Piles are widely used to build a proper foundation for various buildings. The piles’ quality in situ can be tested by a so-called pile integrity test. In order to apply this test, an impulse is given to the piles’ head which generates a p -wave running through the pile. An acceleration sensor is attached to the piles’ head, to measure the vertical movement. The major part of this wave is reflected from the piles’ toe and is measured by the attached acceleration sensor on top of the pile. This yields an acceleration–time plot which has to be analysed in order to determine the piles’ condition with respect to structural consistence and mostly radius defects. Since deviations in the cross section of the pile cause additional reflections, suitable post-processing can be used in order to detect these defects.

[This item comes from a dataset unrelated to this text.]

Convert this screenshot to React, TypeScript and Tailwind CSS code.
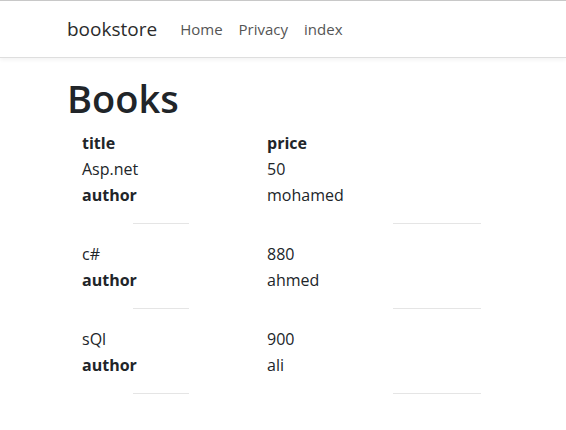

In this paper, we propose an ant colony classification model to detect structural defects in piles by evaluating displacement–time plots to improve the reliability of pile monitoring. The data of these plots result to numerically performed pile integrity tests. To conduct these tests, a simulation of a combined finite element method and scaled boundary finite element methods has been carried out. These results are used for learning and training the ant colony classification model and to have different sets of data to validate the optimization algorithm. The position and the type of piles’ defect can be identified by the applied algorithm.